- [Brief] In the entries that follow, the first line to write out is the one containing "Reproduce this screenshot", and the last is the one containing "string; value?: string;". Reproduce that stretch exactly, with nothing before or after it.

┌──

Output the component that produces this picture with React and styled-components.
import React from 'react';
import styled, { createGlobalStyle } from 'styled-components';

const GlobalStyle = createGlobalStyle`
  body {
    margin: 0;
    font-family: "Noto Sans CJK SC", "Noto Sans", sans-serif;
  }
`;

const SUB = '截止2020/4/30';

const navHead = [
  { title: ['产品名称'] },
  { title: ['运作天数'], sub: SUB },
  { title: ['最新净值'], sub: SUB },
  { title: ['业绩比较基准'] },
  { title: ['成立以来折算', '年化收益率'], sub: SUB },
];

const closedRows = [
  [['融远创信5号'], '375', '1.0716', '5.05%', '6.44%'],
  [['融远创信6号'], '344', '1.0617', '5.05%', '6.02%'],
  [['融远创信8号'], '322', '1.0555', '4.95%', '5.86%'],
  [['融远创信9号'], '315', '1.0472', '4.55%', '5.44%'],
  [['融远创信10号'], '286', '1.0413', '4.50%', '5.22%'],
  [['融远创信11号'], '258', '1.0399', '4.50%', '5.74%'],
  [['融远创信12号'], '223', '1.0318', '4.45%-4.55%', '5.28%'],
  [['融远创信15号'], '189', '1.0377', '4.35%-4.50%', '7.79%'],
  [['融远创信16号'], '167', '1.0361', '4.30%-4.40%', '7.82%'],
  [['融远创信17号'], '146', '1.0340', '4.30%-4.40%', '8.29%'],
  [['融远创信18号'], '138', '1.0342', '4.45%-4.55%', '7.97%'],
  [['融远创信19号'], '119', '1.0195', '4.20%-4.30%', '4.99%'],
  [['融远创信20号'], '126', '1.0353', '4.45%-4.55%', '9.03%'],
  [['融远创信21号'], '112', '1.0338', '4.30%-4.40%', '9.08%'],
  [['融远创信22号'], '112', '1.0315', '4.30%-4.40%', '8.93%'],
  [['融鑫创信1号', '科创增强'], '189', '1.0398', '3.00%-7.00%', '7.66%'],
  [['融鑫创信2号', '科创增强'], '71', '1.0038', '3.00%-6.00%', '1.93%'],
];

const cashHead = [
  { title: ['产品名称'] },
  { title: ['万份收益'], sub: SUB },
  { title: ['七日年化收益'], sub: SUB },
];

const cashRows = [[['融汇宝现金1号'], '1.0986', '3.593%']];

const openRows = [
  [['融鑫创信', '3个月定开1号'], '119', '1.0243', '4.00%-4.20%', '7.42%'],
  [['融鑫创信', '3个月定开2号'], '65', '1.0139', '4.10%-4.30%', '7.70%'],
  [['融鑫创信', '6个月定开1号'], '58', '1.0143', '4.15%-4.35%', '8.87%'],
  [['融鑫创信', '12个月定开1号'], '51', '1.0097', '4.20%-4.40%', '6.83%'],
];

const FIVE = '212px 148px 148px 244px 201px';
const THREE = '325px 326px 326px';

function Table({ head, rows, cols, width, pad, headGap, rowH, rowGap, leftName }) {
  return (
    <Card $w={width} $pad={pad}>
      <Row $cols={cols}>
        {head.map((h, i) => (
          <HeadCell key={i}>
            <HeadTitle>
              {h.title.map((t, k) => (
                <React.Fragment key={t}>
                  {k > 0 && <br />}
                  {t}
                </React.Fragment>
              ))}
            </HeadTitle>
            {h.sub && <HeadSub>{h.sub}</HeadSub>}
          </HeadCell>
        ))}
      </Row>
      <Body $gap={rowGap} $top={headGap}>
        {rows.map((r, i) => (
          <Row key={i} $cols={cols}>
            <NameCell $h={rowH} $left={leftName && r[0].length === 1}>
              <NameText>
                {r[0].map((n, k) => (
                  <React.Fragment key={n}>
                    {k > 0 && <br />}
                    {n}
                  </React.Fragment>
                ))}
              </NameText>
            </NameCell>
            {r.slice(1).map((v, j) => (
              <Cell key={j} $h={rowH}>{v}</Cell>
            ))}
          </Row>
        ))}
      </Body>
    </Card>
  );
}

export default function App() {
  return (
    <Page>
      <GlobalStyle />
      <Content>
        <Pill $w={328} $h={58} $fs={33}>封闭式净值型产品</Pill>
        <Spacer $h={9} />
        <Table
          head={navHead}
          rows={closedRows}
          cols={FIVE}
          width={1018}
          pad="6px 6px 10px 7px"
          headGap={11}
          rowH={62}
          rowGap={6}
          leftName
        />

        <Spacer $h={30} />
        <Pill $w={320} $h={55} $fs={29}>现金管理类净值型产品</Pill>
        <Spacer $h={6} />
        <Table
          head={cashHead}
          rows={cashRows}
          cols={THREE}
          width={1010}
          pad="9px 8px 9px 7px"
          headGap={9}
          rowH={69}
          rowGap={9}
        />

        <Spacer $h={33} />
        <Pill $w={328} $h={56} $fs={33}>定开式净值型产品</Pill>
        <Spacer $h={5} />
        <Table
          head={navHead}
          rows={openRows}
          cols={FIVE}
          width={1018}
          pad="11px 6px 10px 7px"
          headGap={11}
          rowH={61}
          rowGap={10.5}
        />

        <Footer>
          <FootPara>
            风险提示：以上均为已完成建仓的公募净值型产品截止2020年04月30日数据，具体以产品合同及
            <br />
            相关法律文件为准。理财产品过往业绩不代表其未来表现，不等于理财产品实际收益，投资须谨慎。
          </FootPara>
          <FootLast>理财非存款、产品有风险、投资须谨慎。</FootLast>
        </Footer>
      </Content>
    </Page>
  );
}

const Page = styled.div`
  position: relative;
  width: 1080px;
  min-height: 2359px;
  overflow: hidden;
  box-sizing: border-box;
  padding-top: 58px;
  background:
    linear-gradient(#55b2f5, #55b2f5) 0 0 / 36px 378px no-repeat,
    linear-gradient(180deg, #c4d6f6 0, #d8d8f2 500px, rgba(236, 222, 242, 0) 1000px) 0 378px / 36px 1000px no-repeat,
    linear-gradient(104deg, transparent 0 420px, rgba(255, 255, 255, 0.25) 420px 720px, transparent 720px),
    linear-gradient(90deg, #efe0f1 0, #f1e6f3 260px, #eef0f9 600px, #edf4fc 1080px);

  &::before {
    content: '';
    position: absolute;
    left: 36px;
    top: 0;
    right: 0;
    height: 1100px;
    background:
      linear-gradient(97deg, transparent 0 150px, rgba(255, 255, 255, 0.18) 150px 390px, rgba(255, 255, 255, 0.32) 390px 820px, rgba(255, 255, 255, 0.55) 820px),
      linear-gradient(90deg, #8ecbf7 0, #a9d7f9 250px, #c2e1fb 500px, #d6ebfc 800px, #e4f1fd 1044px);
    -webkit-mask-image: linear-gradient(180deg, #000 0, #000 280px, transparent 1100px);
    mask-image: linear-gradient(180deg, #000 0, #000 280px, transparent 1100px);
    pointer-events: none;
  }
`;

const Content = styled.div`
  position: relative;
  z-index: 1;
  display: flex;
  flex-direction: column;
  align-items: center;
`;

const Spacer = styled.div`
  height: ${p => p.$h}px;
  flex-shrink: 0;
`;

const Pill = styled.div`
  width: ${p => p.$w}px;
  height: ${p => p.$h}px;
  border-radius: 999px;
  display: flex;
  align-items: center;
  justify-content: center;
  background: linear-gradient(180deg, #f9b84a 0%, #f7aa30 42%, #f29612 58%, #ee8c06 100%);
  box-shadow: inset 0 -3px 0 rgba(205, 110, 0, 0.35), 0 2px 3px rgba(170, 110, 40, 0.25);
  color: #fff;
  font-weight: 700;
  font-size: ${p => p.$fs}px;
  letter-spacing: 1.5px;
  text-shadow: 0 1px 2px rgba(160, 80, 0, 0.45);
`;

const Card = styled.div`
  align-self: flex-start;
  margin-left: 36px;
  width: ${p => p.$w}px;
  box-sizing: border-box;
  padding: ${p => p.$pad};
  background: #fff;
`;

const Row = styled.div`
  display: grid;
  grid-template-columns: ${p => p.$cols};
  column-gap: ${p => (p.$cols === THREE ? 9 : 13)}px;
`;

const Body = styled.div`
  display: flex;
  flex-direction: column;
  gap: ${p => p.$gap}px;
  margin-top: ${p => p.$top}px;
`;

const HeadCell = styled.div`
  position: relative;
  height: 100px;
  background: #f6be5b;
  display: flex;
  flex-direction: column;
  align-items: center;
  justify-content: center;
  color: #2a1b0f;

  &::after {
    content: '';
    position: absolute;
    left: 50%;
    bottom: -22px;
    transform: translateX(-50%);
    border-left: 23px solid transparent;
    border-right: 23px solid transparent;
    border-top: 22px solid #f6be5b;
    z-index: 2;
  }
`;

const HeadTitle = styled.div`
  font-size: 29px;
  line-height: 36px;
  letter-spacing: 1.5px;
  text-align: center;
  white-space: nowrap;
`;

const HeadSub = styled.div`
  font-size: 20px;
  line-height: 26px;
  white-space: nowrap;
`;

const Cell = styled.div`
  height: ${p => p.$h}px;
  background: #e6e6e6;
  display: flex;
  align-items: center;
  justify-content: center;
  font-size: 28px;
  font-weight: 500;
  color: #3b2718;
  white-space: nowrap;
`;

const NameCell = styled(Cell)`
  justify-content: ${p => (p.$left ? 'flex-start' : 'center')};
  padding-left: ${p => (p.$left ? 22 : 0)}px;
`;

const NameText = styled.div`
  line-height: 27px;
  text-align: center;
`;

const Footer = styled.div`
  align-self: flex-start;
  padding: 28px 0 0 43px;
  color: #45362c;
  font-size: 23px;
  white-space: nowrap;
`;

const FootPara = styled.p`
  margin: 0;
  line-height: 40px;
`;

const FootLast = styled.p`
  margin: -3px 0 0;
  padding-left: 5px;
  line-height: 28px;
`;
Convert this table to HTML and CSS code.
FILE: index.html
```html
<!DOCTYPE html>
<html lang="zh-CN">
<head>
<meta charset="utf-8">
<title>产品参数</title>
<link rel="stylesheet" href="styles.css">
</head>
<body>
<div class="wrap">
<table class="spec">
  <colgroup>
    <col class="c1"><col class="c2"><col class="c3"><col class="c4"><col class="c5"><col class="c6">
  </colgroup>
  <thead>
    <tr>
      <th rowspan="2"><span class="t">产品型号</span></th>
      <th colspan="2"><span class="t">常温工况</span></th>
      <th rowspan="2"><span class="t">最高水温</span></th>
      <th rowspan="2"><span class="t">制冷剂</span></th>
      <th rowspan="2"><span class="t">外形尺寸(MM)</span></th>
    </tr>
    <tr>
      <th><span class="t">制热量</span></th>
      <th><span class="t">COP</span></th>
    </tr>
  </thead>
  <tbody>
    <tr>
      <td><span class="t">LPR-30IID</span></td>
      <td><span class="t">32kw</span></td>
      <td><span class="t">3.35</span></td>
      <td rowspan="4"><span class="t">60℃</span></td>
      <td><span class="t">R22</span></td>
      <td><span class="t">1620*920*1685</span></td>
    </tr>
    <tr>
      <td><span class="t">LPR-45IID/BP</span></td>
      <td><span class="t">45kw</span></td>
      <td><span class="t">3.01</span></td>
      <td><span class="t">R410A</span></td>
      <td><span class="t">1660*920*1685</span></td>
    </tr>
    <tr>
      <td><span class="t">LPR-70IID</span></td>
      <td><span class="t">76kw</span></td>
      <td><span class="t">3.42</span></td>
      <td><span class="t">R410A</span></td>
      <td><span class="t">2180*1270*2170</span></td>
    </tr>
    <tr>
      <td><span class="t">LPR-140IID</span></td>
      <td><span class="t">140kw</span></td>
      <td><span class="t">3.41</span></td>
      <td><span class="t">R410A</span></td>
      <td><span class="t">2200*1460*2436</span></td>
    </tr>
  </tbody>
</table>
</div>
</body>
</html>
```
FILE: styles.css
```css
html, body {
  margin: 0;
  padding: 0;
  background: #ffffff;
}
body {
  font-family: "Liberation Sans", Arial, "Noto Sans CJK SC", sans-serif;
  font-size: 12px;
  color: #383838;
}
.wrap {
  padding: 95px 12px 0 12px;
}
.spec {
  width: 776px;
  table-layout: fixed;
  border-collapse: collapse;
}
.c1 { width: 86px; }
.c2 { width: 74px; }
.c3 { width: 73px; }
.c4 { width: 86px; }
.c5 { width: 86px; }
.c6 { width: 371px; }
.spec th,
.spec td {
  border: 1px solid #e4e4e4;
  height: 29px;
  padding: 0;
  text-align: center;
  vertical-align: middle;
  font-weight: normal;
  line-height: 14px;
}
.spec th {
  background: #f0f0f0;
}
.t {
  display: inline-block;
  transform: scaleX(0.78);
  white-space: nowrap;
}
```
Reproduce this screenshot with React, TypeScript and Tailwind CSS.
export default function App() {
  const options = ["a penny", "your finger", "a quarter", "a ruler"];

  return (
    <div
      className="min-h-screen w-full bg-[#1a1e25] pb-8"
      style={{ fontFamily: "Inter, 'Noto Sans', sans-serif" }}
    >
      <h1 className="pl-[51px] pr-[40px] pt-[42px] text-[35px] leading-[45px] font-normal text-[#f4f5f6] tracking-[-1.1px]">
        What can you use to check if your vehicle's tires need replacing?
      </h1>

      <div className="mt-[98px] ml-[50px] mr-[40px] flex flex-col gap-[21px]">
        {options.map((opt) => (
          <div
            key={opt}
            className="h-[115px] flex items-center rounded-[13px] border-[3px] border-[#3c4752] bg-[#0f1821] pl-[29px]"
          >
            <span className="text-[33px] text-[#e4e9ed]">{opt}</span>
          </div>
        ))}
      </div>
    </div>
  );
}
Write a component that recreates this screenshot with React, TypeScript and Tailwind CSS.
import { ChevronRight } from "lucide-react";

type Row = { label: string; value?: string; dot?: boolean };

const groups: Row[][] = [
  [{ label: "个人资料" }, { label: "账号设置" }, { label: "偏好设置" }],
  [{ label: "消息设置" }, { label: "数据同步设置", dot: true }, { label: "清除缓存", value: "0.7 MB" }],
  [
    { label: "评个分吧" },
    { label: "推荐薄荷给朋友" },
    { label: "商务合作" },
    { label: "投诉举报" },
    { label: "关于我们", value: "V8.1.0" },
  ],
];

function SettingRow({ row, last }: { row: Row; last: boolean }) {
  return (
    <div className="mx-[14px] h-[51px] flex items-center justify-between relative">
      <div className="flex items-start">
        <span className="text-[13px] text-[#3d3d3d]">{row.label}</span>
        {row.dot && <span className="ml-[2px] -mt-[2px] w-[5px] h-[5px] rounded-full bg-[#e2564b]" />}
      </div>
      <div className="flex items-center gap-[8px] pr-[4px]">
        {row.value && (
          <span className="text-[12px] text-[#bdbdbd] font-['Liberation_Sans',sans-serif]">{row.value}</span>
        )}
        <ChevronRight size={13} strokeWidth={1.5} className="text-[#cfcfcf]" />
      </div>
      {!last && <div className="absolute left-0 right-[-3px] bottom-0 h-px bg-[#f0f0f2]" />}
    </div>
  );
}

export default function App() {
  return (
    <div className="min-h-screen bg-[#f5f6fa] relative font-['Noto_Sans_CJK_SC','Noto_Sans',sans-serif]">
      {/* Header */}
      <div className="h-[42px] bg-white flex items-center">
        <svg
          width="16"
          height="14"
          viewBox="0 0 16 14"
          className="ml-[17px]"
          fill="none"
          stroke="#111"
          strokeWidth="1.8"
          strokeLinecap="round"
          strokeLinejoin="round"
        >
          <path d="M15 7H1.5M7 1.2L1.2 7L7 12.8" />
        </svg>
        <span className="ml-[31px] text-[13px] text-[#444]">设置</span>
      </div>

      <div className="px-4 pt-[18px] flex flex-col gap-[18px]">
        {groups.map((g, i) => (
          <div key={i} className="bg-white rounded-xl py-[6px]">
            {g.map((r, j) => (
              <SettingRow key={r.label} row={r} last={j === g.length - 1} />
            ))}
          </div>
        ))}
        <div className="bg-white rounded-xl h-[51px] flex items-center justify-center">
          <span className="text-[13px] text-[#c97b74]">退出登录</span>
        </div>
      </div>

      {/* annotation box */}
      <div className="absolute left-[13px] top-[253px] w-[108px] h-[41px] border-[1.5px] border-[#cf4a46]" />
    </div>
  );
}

└──

- [Task output]
Reproduce this screenshot with React, TypeScript and Tailwind CSS.
export default function App() {
  const options = ["a penny", "your finger", "a quarter", "a ruler"];

  return (
    <div
      className="min-h-screen w-full bg-[#1a1e25] pb-8"
      style={{ fontFamily: "Inter, 'Noto Sans', sans-serif" }}
    >
      <h1 className="pl-[51px] pr-[40px] pt-[42px] text-[35px] leading-[45px] font-normal text-[#f4f5f6] tracking-[-1.1px]">
        What can you use to check if your vehicle's tires need replacing?
      </h1>

      <div className="mt-[98px] ml-[50px] mr-[40px] flex flex-col gap-[21px]">
        {options.map((opt) => (
          <div
            key={opt}
            className="h-[115px] flex items-center rounded-[13px] border-[3px] border-[#3c4752] bg-[#0f1821] pl-[29px]"
          >
            <span className="text-[33px] text-[#e4e9ed]">{opt}</span>
          </div>
        ))}
      </div>
    </div>
  );
}
Write a component that recreates this screenshot with React, TypeScript and Tailwind CSS.
import { ChevronRight } from "lucide-react";

type Row = { label: string; value?: string; dot?: boolean };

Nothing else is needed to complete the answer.